Between net neutrality and the influence of social media on elections around the world, 2017 was year of tough news in the tech industry. So how are last year's events shaping 2018? Marketplace host Amy Scott sat down with Molly Wood, the host of Marketplace Tech, to reflect on the long, strange journey that was 2017, and make some predictions about what's ahead in 2018. The following is an edited transcript of their conversation.
Amy Scott: It seems like, in some ways, 2017 was the year the worm started to turn a bit for tech companies. There's been, of course, this backlash against Facebook and Twitter for their role in the dissemination of fake news, and Russian election manipulation, concerns about privacy. We've had early Facebook founders lamenting what they've unleashed on society. Do you see that backlash extending into 2018?
Molly Wood: You know, yes and no. I think that there will be some consumers who are more suspicious, and who are, you know, saying maybe it's time to put the phone down. Maybe you'll start to see in 2018 people say, "Less technology could be better." I think that there's a real possibility for that. I do not think that all of this bad press has actually trickled out to consumers. I mean, if you look at what happened in 2017 with Uber, it was still gaining riders. So, you know, although the sort of press was talking about all of its issues, people were using the product, and I think that that will probably continue to be the case, to some extent, with Facebook. It'll continue to consolidate its ad power in that industry. And I don't think you're going to see regulation from the United States. That said, there is a very big deal set of privacy regulations that are going to go into effect in May in Europe. They're called the GDP, or the General Data Privacy rules. And I would not be surprised if those rules end up leading to at least one, if not more, huge fines. Some analysts have predicted that we could see our first billion dollar fine. And it will almost certainly start with U.S. tech companies, because, you know, they're going to want to make an example of Facebook. If I had to guess, I would say it's going to be Facebook first. Maybe Amazon second. Maybe Uber after that.
Scott: And if that happens overseas, it still affects their business here, of course.
Wood: It absolutely does, and it could be the kind of thing that that kicks off a little bit of a chain reaction. You know, the best sort of analogy is Microsoft. When Microsoft started getting broken up over overseas, when European regulators started to crack down on Microsoft's dominance back in the '90s, that's when you started to see the U.S. Justice Department take notice.
Scott: So Molly we have to talk about net neutrality. The FCC, of course, recently voted to repeal the rules that protect an open internet. Does this mean the internet, as we know it, is over?

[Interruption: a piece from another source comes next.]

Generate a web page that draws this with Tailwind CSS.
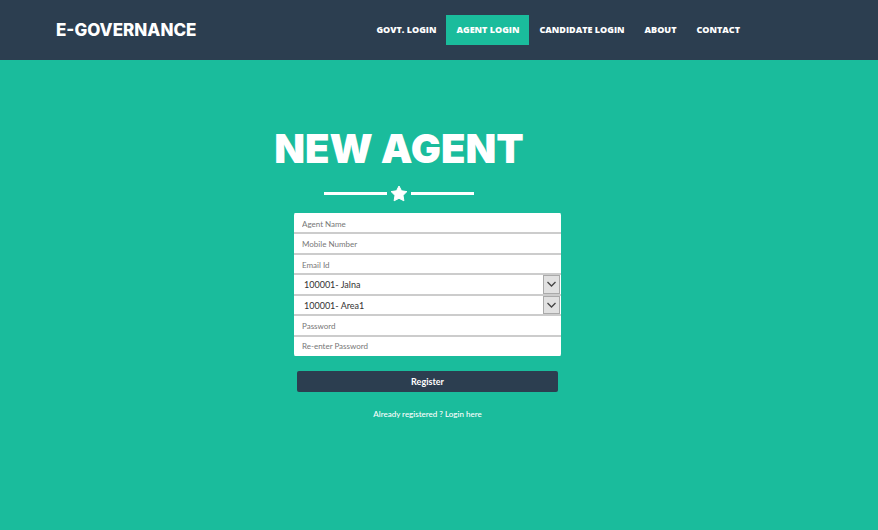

Wood: It does not. It does not mean that, and in fact, I actually think that 2018 is just going to be the year of lawsuits about net neutrality. I would be very surprised if consumers started to actually notice any significant change. It's going to be, you know, people suing each other about it. There is an outside chance that we might finally get some legislation, or at least some proposed legislation, that could regulate the internet in a more lasting way than sort of bouncing around between FCC commissioners. That, I think, is the highest, the most likely thing in 2018. But I do not think you're going to start to see rampant abuses by internet service providers.
Scott: All right. Before we let you go, anything else we should be keeping an eye on?
Wood: Well actually on that internet front, I think 5G is a technology that people have been talking about for a long time in the wireless space, and I think we'll start to see it in 2018. Verizon has said that it's going to start rolling out 5G, and this is basically the next generation of wireless internet. You know people will remember 3G, and then 4G, and it was, you know, essentially wireless access on your phone that just kept getting faster. 5G has even more promise as a platform, as an infrastructure. And so you might start to see companies developing alternatives to Comcast, or Time Warner, using 5G technology. So there's a possibility that we might see some more competition that could also keep the pressure on a Comcast or a Time Warner not to violate the spirit of net neutrality. So I'm hopeful about that. And then, of course artificial intelligence will be the invisible enabler of all good technology. But I have to say that no, we still will not have self-driving cars in 2018.
Scott: Not yet.
Wood: Not yet, not yet.
Scott: We'll ask you about that again next year.